Spooked by the Lib Dem surge, the Conservatives and their willing allies in the press sought to deflate the Clegg bubble by returning to dog whistle issues, such as immigration.

Whether this approach greatly affected the final outcome is questionable, but there is no doubt it forced many candidates on the defensive. Rather than having an opportunity to talk about our positive policies we were spending time trying to counter the perception that we were ‘soft’ on immigration.

Worse, the one migration policy that had filtered into general consciousness – our brave commitment to an “earned amnesty” for illegal migrants – was almost impossible to explain credibly in the rushed context of a doorstep conversation.

As a candidate for Bournemouth West, I encountered lots of tough questions on voters’ doorsteps.

Those who raised immigration on the doorstep seemed to fall into two main camps.
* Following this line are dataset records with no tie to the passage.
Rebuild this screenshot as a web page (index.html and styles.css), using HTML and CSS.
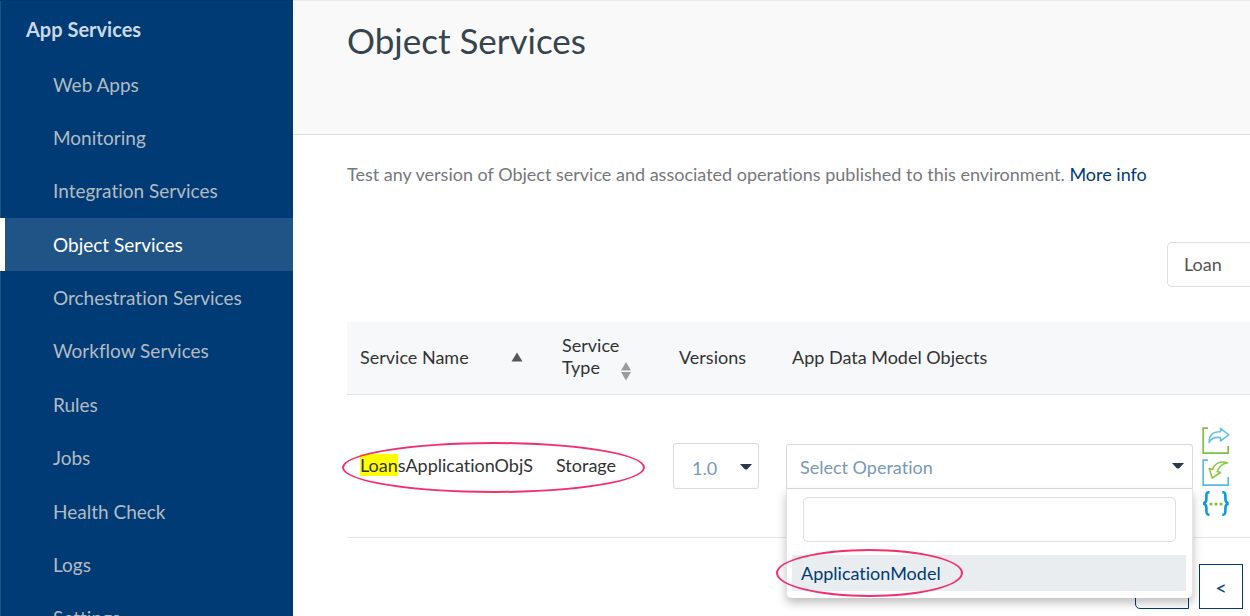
FILE: index.html
```html
<!DOCTYPE html>
<html lang="en">
<head>
<meta charset="utf-8">
<title>Object Services</title>
<link rel="stylesheet" href="styles.css">
</head>
<body>
<nav class="sidebar" aria-label="App Services">
  <h2 class="sidebar-title">App Services</h2>
  <ul class="menu">
    <li><a class="menu-link" href="#">Web Apps</a></li>
    <li><a class="menu-link" href="#">Monitoring</a></li>
    <li><a class="menu-link" href="#">Integration Services</a></li>
    <li><a class="menu-link menu-link-active" href="#" aria-current="page">Object Services</a></li>
    <li><a class="menu-link" href="#">Orchestration Services</a></li>
    <li><a class="menu-link" href="#">Workflow Services</a></li>
    <li><a class="menu-link" href="#">Rules</a></li>
    <li><a class="menu-link" href="#">Jobs</a></li>
    <li><a class="menu-link" href="#">Health Check</a></li>
    <li><a class="menu-link" href="#">Logs</a></li>
    <li><a class="menu-link" href="#">Settings</a></li>
  </ul>
</nav>
<main class="main">
  <header class="page-head"><h1 class="page-title">Object Services</h1></header>
  <section class="content">
    <p class="intro">Test any version of Object service and associated operations published to this environment. <a class="more" href="#">More info</a></p>
    <div class="toolbar"><input class="search" type="text" value="Loan" aria-label="Search services"></div>
    <table class="services">
      <colgroup><col class="col-name"><col class="col-type"><col class="col-version"><col><col class="col-actions"></colgroup>
      <thead>
        <tr>
          <th><div class="head-cell head-name">Service Name
            <svg class="sort-up" viewBox="0 0 12 10" aria-hidden="true"><path d="M6 0.5 11.5 9.5H0.5z" fill="#555759"/></svg></div></th>
          <th><div class="head-cell head-type"><span>Service<br>Type</span>
            <svg class="sort-both" viewBox="0 0 10 20" aria-hidden="true"><path d="M5 1 10 9.5H0zM0 11H10L5 19.5z" fill="#9b9b9b"/></svg></div></th>
          <th>Versions</th>
          <th>App Data Model Objects</th>
          <th aria-label="Actions"></th>
        </tr>
      </thead>
      <tbody>
        <tr>
          <td class="name"><mark>Loan</mark>sApplicationObjS<span class="ring ring-row"></span></td>
          <td class="type">Storage</td>
          <td>
            <div class="version-box">
              <select class="version" aria-label="Version"><option>1.0</option></select>
              <svg class="caret version-caret" viewBox="0 0 12 6" aria-hidden="true"><path d="M0 0H12L7.5 5Q6 6 4.5 5z" fill="#2b3944"/></svg>
            </div>
          </td>
          <td class="model">
            <div class="combo">
              <button class="combo-button" type="button" aria-expanded="true">Select Operation
                <svg class="caret" viewBox="0 0 12 6" aria-hidden="true"><path d="M0 0H12L7.5 5Q6 6 4.5 5z" fill="#2b3944"/></svg>
              </button>
              <div class="dropdown">
                <input class="filter" type="text" aria-label="Filter objects">
                <button class="choice" type="button">ApplicationModel<span class="ring ring-choice"></span></button>
              </div>
            </div>
          </td>
          <td class="actions">
            <div class="action-list">
              <button class="action" type="button" aria-label="Export"><svg viewBox="0 0 28 28" fill="none"><path d="M6 1.2H1.2V26.2H26.2V19" stroke="#7dc142" stroke-width="1.7"/><path d="M7.2 15.5C6.8 8 11 4.5 18.5 4.8V1.3L26.8 7.8 18.5 14V10.6C12.5 9.8 9 11.5 7.2 15.5Z" stroke="#68c1e6" stroke-width="1.6" stroke-linejoin="round"/></svg></button>
              <button class="action" type="button" aria-label="Import"><svg viewBox="0 0 28 28" fill="none"><path d="M6 1.2H1.2V26.2H26.2V18" stroke="#5bb9e2" stroke-width="1.7"/><path d="M25.5 3.8C17.5 1.5 12.5 5 10.5 10.5L7.2 9.5 10.2 19 18.5 13.5 15.2 12.4C16.8 8 20 4.8 25.5 3.8Z" stroke="#8bc94a" stroke-width="1.6" stroke-linejoin="round"/></svg></button>
              <button class="action" type="button" aria-label="Show JSON"><svg viewBox="0 0 28 28" fill="none"><path d="M7.5 1.2C4.5 1.2 4.4 2.5 4.4 5V8C4.4 10.5 4 12 1.2 12.5 4 13 4.4 14.5 4.4 17V20C4.4 22.5 4.5 23.8 7.5 23.8M20.3 1.2C23.3 1.2 23.4 2.5 23.4 5V8C23.4 10.5 23.8 12 26.6 12.5 23.8 13 23.4 14.5 23.4 17V20C23.4 22.5 23.3 23.8 20.3 23.8" stroke="#0a9bdb" stroke-width="2.6"/><g fill="#7dbf2d"><circle cx="9" cy="13" r="1.5"/><circle cx="14" cy="13" r="1.5"/><circle cx="19" cy="13" r="1.5"/></g></svg></button>
            </div>
          </td>
        </tr>
      </tbody>
    </table>
    <div class="pager">
      <button class="page-button page-first" type="button" aria-label="First page"></button>
      <button class="page-button" type="button" aria-label="Previous page">&lt;</button>
    </div>
  </section>
</main>
</body>
</html>
```
FILE: styles.css
```css
* { box-sizing: border-box; }
body {
  margin: 0;
  height: 100vh;
  display: flex;
  overflow: hidden;
  background: #fff;
  color: #333;
  font: 18px/22px Lato, "Open Sans", sans-serif;
  font-variant-ligatures: none;
}
button, input, select { font: inherit; font-variant-ligatures: none; color: inherit; }
button { cursor: pointer; }

.sidebar {
  flex: 0 0 293px;
  background: #003b75;
  border-top: 1px solid #00356a;
  overflow: hidden;
}
.sidebar-title {
  margin: 0;
  padding: 17px 25px 18px;
  border-left: 1px solid #1c5184;
  font-size: 20px;
  line-height: 22px;
  color: #ccd8e4;
}
.menu {
  margin: 0;
  padding: 0;
  list-style: none;
  display: grid;
  grid-auto-rows: 1fr;
  min-height: 587px;
}
.menu-link {
  display: flex;
  align-items: center;
  height: 100%;
  padding-left: 52px;
  border-left: 1px solid #1c5184;
  color: #b3bbc2;
  font-size: 19px;
  text-decoration: none;
}
.menu-link-active {
  padding-left: 48px;
  border-left: 5px solid #fff;
  background: #205487;
  color: #fff;
}

.main { flex: 1; min-width: 0; }
.page-head {
  padding: 17px 54px 71px;
  background: #f9f9f9;
  border-top: 1px solid #e6ebf0;
  border-bottom: 1px solid #dadcdd;
}
.page-title {
  margin: 0;
  font-size: 35px;
  line-height: 45px;
  font-weight: 400;
  color: #36444f;
}
.content { padding: 28px 0 0 54px; }
.intro { margin: 0; color: #75787b; white-space: nowrap; }
.more { color: #003b75; text-decoration: none; }
.toolbar { display: flex; justify-content: flex-end; margin: 57px 0 35px; }
.search {
  width: 83px;
  height: 45px;
  padding: 0 16px 2px;
  border: 1px solid #dcdddd;
  border-right: 0;
  border-radius: 5px 0 0 5px;
  background: #fff;
  color: #555;
}

.services { width: 100%; table-layout: fixed; border-collapse: separate; border-spacing: 0; }
.col-name { width: 202px; }
.col-type { width: 117px; }
.col-version { width: 113px; }
.col-actions { width: 57px; }
th {
  height: 73px;
  padding: 0 13px 2px;
  background: #f7f8fa;
  border-bottom: 1px solid #e2e4e6;
  font-weight: 400;
  text-align: left;
  white-space: nowrap;
}
td { height: 143px; padding: 0 7px; border-bottom: 1px solid #e4e4e4; }
.head-cell { display: flex; justify-content: space-between; }
.head-name { align-items: center; padding-right: 13px; }
.head-type { align-items: flex-end; padding: 0 22px 2px 0; }
.sort-up { width: 12px; height: 10px; }
.sort-both { width: 10px; height: 20px; margin-bottom: -3px; }
.name { position: relative; padding: 0 0 2px 13px; }
.type { padding-bottom: 2px; }
mark { background: #ff0; color: inherit; }
.ring {
  position: absolute;
  border: 2px solid #f3306d;
  border-radius: 50%;
  pointer-events: none;
}
.ring-row { left: -5px; top: 47px; width: 303px; height: 51px; }
.ring-choice { left: -16px; top: -6px; width: 187px; height: 48px; }

.version-box { position: relative; width: 86px; }
.version {
  display: block;
  width: 100%;
  height: 46px;
  padding: 3px 18px 0;
  appearance: none;
  border: 1px solid #d8dadc;
  border-radius: 3px;
  background: #fff;
  color: #7899b8;
}
.caret { width: 12px; height: 6px; flex: none; }
.version-caret { position: absolute; right: 7px; top: 21px; pointer-events: none; }
.model { padding: 1px 0 0 7px; }
.combo { position: relative; }
.combo-button {
  display: flex;
  align-items: center;
  justify-content: space-between;
  width: 100%;
  height: 45px;
  padding: 1px 8px 0 13px;
  border: 1px solid #d8dadc;
  border-radius: 3px 3px 0 0;
  background: #fff;
  color: #7899b8;
}
.combo-button .caret { margin-bottom: 3px; }
.dropdown {
  position: absolute;
  z-index: 2;
  top: 100%;
  left: 0;
  right: 0;
  padding: 8px 6px 7px 5px;
  border-left: 1px solid #e4e4e4;
  border-right: 1px solid #e4e4e4;
  border-radius: 0 0 5px 5px;
  background: #fff;
  box-shadow: 0 5px 10px rgba(0, 0, 0, .25);
}
.filter {
  display: block;
  width: calc(100% - 21px);
  height: 45px;
  margin: 0 10px 13px 11px;
  padding: 0 12px;
  border: 1px solid #dcdddd;
  border-radius: 5px;
}
.choice {
  position: relative;
  display: block;
  width: 100%;
  height: 36px;
  padding: 0 9px 1px;
  border: 0;
  background: #e9edf0;
  color: #003b75;
  text-align: left;
}
.actions { padding: 13px 0 0 9px; }
.action-list { display: flex; flex-direction: column; gap: 4px; }
.action { width: 28px; height: 28px; padding: 0; border: 0; background: none; }
.action svg { display: block; width: 28px; height: 28px; }

.pager { display: flex; justify-content: flex-end; gap: 10px; padding: 26px 7px 8px; }
.page-button {
  width: 44px;
  height: 45px;
  padding: 0;
  border: 1px solid #003b75;
  background: #fff;
  color: #003b75;
  font-size: 20px;
}
.page-first { width: 54px; border-radius: 5px 0 0 5px; }
```
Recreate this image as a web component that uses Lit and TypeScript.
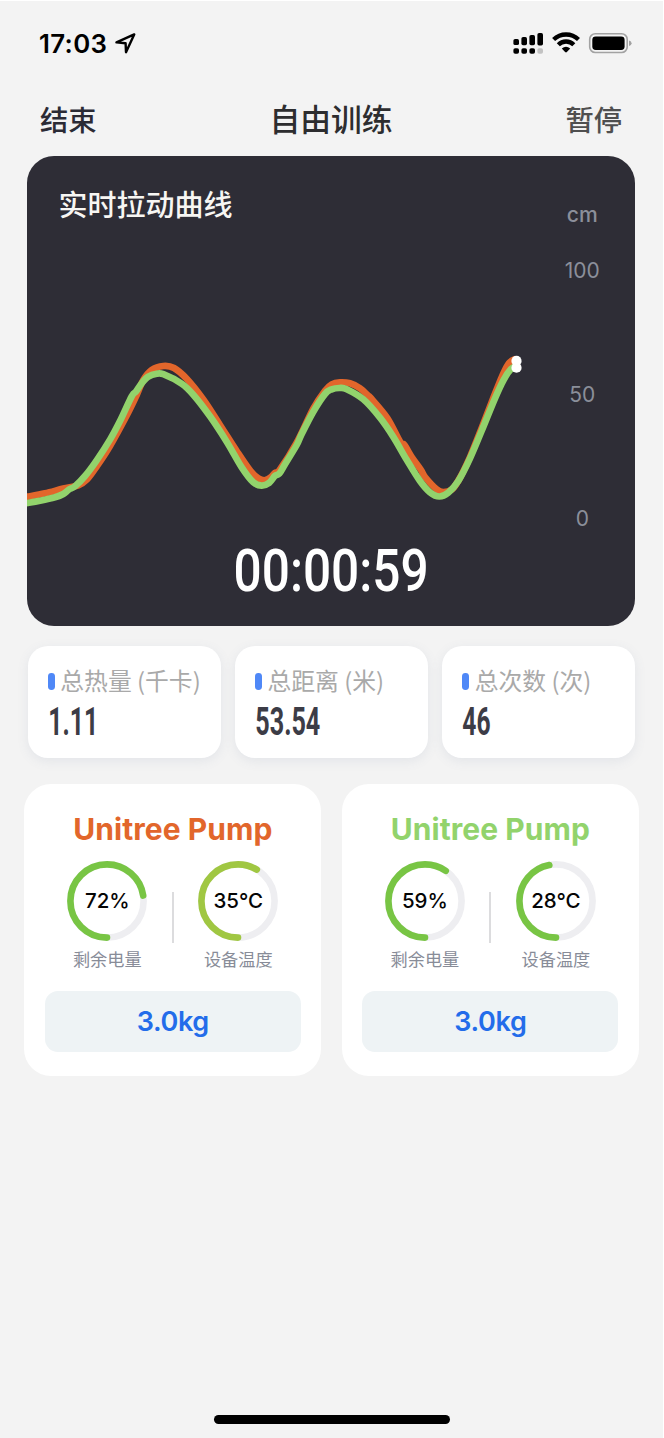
import { LitElement, html, css, svg } from "lit";
import { customElement, property } from "lit/decorators.js";

type Pt = [number, number];

const ORANGE: Pt[] = [
  [24, 497.2], [27.3, 496.7], [45, 493.3], [63.3, 488.6], [78.3, 485.3], [87, 479.5], [96.7, 466.5], [110, 446], [126.7, 415.5],
  [136.7, 395], [143.3, 380], [151.7, 370], [163.3, 366], [174, 368], [186.7, 378.8], [203.3, 399.5],
  [220, 425], [236.7, 451], [250, 470.3], [258.3, 478.3], [265, 480.2], [270.7, 477.3], [275, 472.8], [279.3, 470.5],
  [296.7, 442.7], [313.3, 408.6], [325, 390.7], [331.7, 384.3], [340, 382.3], [350, 383.3], [360, 388.2],
  [367.5, 395], [371, 398.3], [387.3, 418], [400, 441.5], [404.5, 445], [411.7, 457], [420.7, 469.5], [425, 477],
  [436.7, 489.3], [443.3, 492], [452, 489.3], [459, 479.5], [470, 457], [481.7, 428], [493.3, 398], [502.2, 376], [509, 363], [516.5, 358.5],
];

const GREEN: Pt[] = [
  [24, 503.4], [27.3, 503], [40, 500.8], [55, 497.3], [63.3, 494], [69, 489.5], [75, 486.3], [85, 476], [96.7, 460.3], [110, 439.6],
  [120, 421], [131.7, 396.3], [136, 391.5], [141.7, 383.3], [148.3, 376.7], [156.7, 373.8], [163.3, 374.2],
  [181.7, 383.7], [193.3, 394.7], [210, 416.3], [226.7, 441.7], [241.7, 467.4], [253.3, 482.3], [261.7, 485.6],
  [269.3, 482.7], [275, 475.8], [279.3, 473.6], [285, 464.3], [296.7, 445], [301.7, 434], [313.3, 411.7], [325, 394],
  [331.7, 389.3], [339.3, 388], [346.7, 389.2], [363.3, 399.3], [380, 417.7], [393.3, 436.9], [406.7, 459.8],
  [420, 481], [430, 492.3], [439.3, 496.5], [448.3, 492.7], [458.3, 481], [470, 458.3], [481.7, 430.7], [495, 398.3],
  [503.8, 379.6], [511, 369], [516.5, 366],
];

/** Catmull-Rom spline through the samples, written as cubic segments. */
function smooth(p: Pt[]): string {
  let d = `M${p[0][0]} ${p[0][1]}`;
  for (let i = 0; i < p.length - 1; i++) {
    const a = p[i - 1] ?? p[i];
    const b = p[i];
    const c = p[i + 1];
    const e = p[i + 2] ?? c;
    const k = 6;
    d += `C${b[0] + (c[0] - a[0]) / k} ${b[1] + (c[1] - a[1]) / k} ${c[0] - (e[0] - b[0]) / k} ${c[1] - (e[1] - b[1]) / k} ${c[0]} ${c[1]}`;
  }
  return d;
}

@customElement("ring-gauge")
export class RingGauge extends LitElement {
  @property() value = "";
  @property() label = "";
  @property() color = "#78c544";
  @property({ type: Number }) fraction = 0;

  static styles = css`
    :host { display: flex; flex-direction: column; align-items: center; width: 82px; }
    .ring { display: grid; place-items: center; width: 82px; height: 82px; }
    .ring > * { grid-area: 1 / 1; }
    svg { display: block; }
    .value { font: 500 20.5px/24px Inter, sans-serif; color: #050505; letter-spacing: 0; white-space: nowrap; }
    .label { margin-top: 5px; font: 400 17.2px/24px "Noto Sans CJK SC", sans-serif; color: #888c98; white-space: nowrap; }
  `;

  render() {
    const r = 36.6;
    const len = 2 * Math.PI * r;
    return html`
      <div class="ring">
        <svg width="82" height="82" viewBox="0 0 82 82" fill="none" stroke-width="6.6">
          <circle cx="41" cy="41" r=${r} stroke="#eeeef1" />
          <circle cx="41" cy="41" r=${r} stroke=${this.color} stroke-linecap="round"
            stroke-dasharray="${len * this.fraction} ${len}" transform="rotate(90 41 41)" />
        </svg>
        <span class="value">${this.value}</span>
      </div>
      <span class="label">${this.label}</span>
    `;
  }
}

@customElement("pump-card")
export class PumpCard extends LitElement {
  @property() color = "";
  @property() battery = "";
  @property() temp = "";
  @property() tempColor = "#78c544";
  @property({ type: Number }) batteryFraction = 0;
  @property({ type: Number }) tempFraction = 0;

  static styles = css`
    :host {
      box-sizing: border-box; display: flex; flex-direction: column; align-items: center;
      width: 297px; height: 292px; padding: 27px 20.5px 0; border-radius: 27px; background: #fff;
    }
    .name { font: 700 30px/36px Inter, sans-serif; letter-spacing: 0.05px; white-space: nowrap; }
    .gauges { display: flex; justify-content: center; gap: 23.5px; margin-top: 13px; height: 131px; }
    .divider { width: 2px; height: 51px; margin-top: 32px; background: #dcdcde; }
    .weight {
      box-sizing: border-box; align-self: stretch; height: 60.5px; padding-top: 2px; border-radius: 13px; background: #eef3f5; color: #236cea;
      display: grid; place-items: center; font: 600 27px/32px Inter, sans-serif; letter-spacing: -0.35px;
    }
  `;

  render() {
    return html`
      <div class="name" style="color:${this.color}">Unitree Pump</div>
      <div class="gauges">
        <ring-gauge value=${this.battery} label="剩余电量" .fraction=${this.batteryFraction}></ring-gauge>
        <div class="divider"></div>
        <ring-gauge value=${this.temp} label="设备温度" color=${this.tempColor} .fraction=${this.tempFraction}></ring-gauge>
      </div>
      <div class="weight">3.0kg</div>
    `;
  }
}

@customElement("app-root")
export class AppRoot extends LitElement {
  static styles = css`
    :host {
      box-sizing: border-box; display: flex; flex-direction: column; width: 664px; height: 1438px;
      border-top: 1px solid #fff; border-right: 1.5px solid #fff; background: #f3f3f3;
      font-family: "Noto Sans CJK SC", sans-serif; overflow: hidden;
    }
    svg { display: block; }
    .status { display: flex; align-items: center; height: 84px; padding: 1px 31px 0 39px; box-sizing: border-box; }
    .clock { font: 600 25.8px/32px Inter, sans-serif; color: #000; letter-spacing: 0.35px; margin-right: 8px; }
    .arrow { margin-right: auto; }
    .nav { box-sizing: border-box; display: grid; grid-template-columns: 1fr auto 1fr; align-items: center; height: 68px; padding: 0 41px 2px 40px; margin-bottom: 3px; font-weight: 500; }
    .end { font-size: 28.3px; color: #2b2b35; }
    .title { font-size: 30.8px; color: #2d2d2f; font-weight: 500; padding-bottom: 2px; }
    .pause { font-size: 28.3px; color: #4f4f4f; justify-self: end; }
    .card { display: grid; width: 608px; height: 470px; margin-left: 27.4px; border-radius: 27px; background: #2e2d36; overflow: hidden; flex: none; }
    .card > * { grid-area: 1 / 1; }
    .heading { padding: 25px 0 0 31px; font-size: 29px; line-height: 44px; font-weight: 500; color: #f7f6f3; }
    .axis { font: 400 21px Inter, sans-serif; fill: #8b8f9a; text-anchor: middle; }
    .unit { font-weight: 500; font-size: 22px; }
    .timer { font: 500 59px Roboto, sans-serif; fill: #fff; }
    .stats { display: grid; grid-template-columns: repeat(3, 193.5px); gap: 13.7px; margin: 20px 0 0 27.5px; }
    .stat { box-sizing: border-box; height: 112px; padding: 16px 0 0 20.5px; border-radius: 20px; background: #fff; box-shadow: 0 3px 12px rgba(90, 110, 150, 0.1); }
    .caption { display: flex; align-items: center; gap: 5.5px; height: 34px; font-size: 23.8px; color: #a9a9a9; white-space: nowrap; }
    .tick { width: 6.8px; height: 17px; margin-top: 5px; border-radius: 3.4px; background: #4f88f7; }
    .number { font: 700 38.5px Roboto, sans-serif; fill: #3c3c46; }
    .pumps { display: flex; gap: 20.6px; margin: 26px 0 0 24.3px; }
    .home { width: 236px; height: 8.7px; border-radius: 5px; background: #000; margin: auto 0 14.5px 214px; }
  `;

  private stat(label: string, unit: string, value: string, width: number) {
    return html`<div class="stat">
      <div class="caption"><i class="tick"></i><span>${label} (${unit})</span></div>
      <svg width="150" height="54" viewBox="0 0 150 54">
        <text class="number" x="0.3" y="39" textLength=${width} lengthAdjust="spacingAndGlyphs">${value}</text>
      </svg>
    </div>`;
  }

  render() {
    const dots = [0, 1, 2, 3];
    return html`
      <div class="status">
        <span class="clock">17:03</span>
        <svg class="arrow" width="21" height="21" viewBox="0 0 21 21" fill="none" stroke="#000" stroke-width="2.4" stroke-linejoin="round">
          <path d="M19.2 1.4 1.5 9.4 10.6 10.3 11 19.2Z" />
        </svg>
        <svg width="119" height="24" viewBox="0 0 119 24">
          ${dots.map((i) => svg`
            <rect x=${0.4 + i * 8} y=${7.1 - i * 2} width="5.6" height=${6 + i * 2.1} rx="1.7" />
            <rect x=${0.4 + i * 8} y="16.2" width="5.6" height="5.6" rx="1.8" fill=${i === 3 ? "#c2c2c2" : "#000"} />`)}
          <g fill="none" stroke="#000" stroke-width="4.3">
            <path d="M40.6 7.5A18 18 0 0 1 65.5 7.5" />
            <path d="M45.3 12.8A10.8 10.8 0 0 1 60.8 12.8" />
          </g>
          <path d="M48.8 16.5Q53 13.2 57.2 16.5L53.9 20.1Q53 21 52.1 20.1Z" />
          <rect x="76.7" y="1.8" width="37.5" height="18.7" rx="5.6" fill="none" stroke="#a2a2a2" stroke-width="1.6" />
          <rect x="79.3" y="4.4" width="32.3" height="13.5" rx="3.4" />
          <path d="M116 8.5q2.6.6 2.6 2.7T116 13.9Z" fill="#a2a2a2" />
        </svg>
      </div>
      <div class="nav">
        <span class="end">结束</span>
        <span class="title">自由训练</span>
        <span class="pause">暂停</span>
      </div>
      <div class="card">
        <div class="heading">实时拉动曲线</div>
        <svg width="608" height="470" viewBox="27 156 608 470">
          <g fill="none" stroke-width="6.7" stroke-linejoin="round">
            <path d=${smooth(ORANGE)} stroke="#e2662b" />
            <path d=${smooth(GREEN)} stroke="#92d36c" />
          </g>
          <circle cx="516.5" cy="360.9" r="5.1" fill="#fff" />
          <circle cx="516.5" cy="367.7" r="5.1" fill="#fff" />
          <g class="axis">
            <text class="unit" x="582.3" y="221.5" textLength="31" lengthAdjust="spacingAndGlyphs">cm</text>
            <text x="582.3" y="278">100</text>
            <text x="582.3" y="402">50</text>
            <text x="582.3" y="525.5">0</text>
          </g>
          <text class="timer" x="233.6" y="590.5" textLength="195" lengthAdjust="spacingAndGlyphs">00:00:59</text>
        </svg>
      </div>
      <div class="stats">
        ${this.stat("总热量", "千卡", "1.11", 50)}
        ${this.stat("总距离", "米", "53.54", 65)}
        ${this.stat("总次数", "次", "46", 28.2)}
      </div>
      <div class="pumps">
        <pump-card color="#e2662b" battery="72%" .batteryFraction=${0.725} temp="35°C" tempColor="#a0c742" .tempFraction=${0.585}></pump-card>
        <pump-card color="#92d36c" battery="59%" .batteryFraction=${0.595} temp="28°C" .tempFraction=${0.47}></pump-card>
      </div>
      <div class="home"></div>
    `;
  }
}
There were those who were concerned about immigrants ‘changing the way of life’ in their area. Many of these ‘cultural sceptics’ were quite explicit that they saw the threat primarily from one religious group – Islam – even though the Muslim population in Bournemouth is small.

But others were much more concerned by the far more visible (in Bournemouth at least) issue of East European workers. These ‘economic sceptics’ said that their wages had fallen because of cheaper Polish labour or that someone they knew was struggling to find a job while their East European next door neighbours were doing just fine.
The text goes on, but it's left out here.